Data lines
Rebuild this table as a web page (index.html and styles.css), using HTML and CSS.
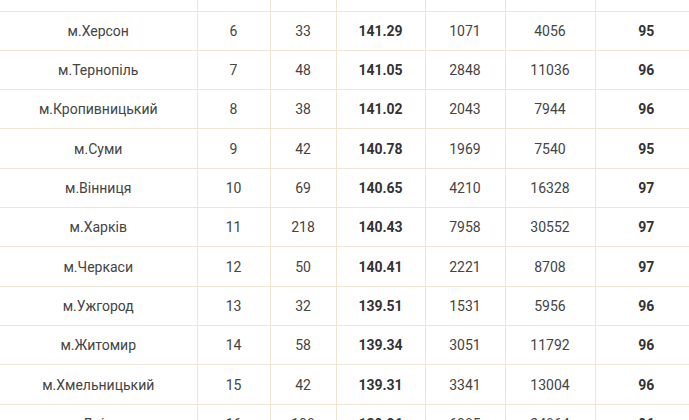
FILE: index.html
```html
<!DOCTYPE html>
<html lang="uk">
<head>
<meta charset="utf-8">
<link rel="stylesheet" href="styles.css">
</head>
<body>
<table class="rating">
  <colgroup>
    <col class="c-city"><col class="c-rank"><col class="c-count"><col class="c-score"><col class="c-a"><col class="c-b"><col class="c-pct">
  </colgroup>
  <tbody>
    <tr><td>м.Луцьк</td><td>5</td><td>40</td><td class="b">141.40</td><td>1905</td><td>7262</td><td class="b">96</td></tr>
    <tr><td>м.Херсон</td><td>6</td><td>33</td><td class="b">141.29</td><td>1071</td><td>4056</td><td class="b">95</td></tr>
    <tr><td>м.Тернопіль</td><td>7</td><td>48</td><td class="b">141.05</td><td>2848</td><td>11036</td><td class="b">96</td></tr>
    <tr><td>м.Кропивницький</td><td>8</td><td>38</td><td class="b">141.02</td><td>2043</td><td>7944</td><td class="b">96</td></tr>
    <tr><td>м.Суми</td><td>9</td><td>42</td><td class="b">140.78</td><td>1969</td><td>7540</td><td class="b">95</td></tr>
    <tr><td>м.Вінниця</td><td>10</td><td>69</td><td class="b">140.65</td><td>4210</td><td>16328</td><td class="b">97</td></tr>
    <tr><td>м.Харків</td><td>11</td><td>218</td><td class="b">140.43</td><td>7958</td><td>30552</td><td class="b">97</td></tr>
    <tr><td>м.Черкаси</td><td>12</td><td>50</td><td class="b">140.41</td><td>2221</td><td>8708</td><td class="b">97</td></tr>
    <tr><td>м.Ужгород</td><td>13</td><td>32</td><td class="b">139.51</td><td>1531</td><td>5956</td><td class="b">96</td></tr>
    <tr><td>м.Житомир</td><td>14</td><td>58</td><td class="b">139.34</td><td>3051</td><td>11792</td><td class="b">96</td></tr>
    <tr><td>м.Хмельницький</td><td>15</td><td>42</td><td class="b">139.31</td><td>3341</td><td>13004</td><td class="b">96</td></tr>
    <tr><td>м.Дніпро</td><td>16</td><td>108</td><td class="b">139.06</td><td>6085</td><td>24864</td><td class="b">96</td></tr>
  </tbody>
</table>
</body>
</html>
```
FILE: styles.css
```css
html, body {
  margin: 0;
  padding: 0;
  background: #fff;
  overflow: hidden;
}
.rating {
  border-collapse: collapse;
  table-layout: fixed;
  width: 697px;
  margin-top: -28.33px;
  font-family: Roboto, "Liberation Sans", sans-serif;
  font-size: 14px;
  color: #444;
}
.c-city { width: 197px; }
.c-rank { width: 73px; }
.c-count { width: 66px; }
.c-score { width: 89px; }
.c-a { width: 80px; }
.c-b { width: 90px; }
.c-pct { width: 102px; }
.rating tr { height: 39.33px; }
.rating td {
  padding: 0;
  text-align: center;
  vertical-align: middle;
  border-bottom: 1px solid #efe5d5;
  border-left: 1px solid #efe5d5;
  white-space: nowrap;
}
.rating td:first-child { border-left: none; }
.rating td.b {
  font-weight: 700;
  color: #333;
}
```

To do
Search the preceding listing for the word "index" and pull out every line that holds it.

Final answer
Rebuild this table as a web page (index.html and styles.css), using HTML and CSS.
FILE: index.html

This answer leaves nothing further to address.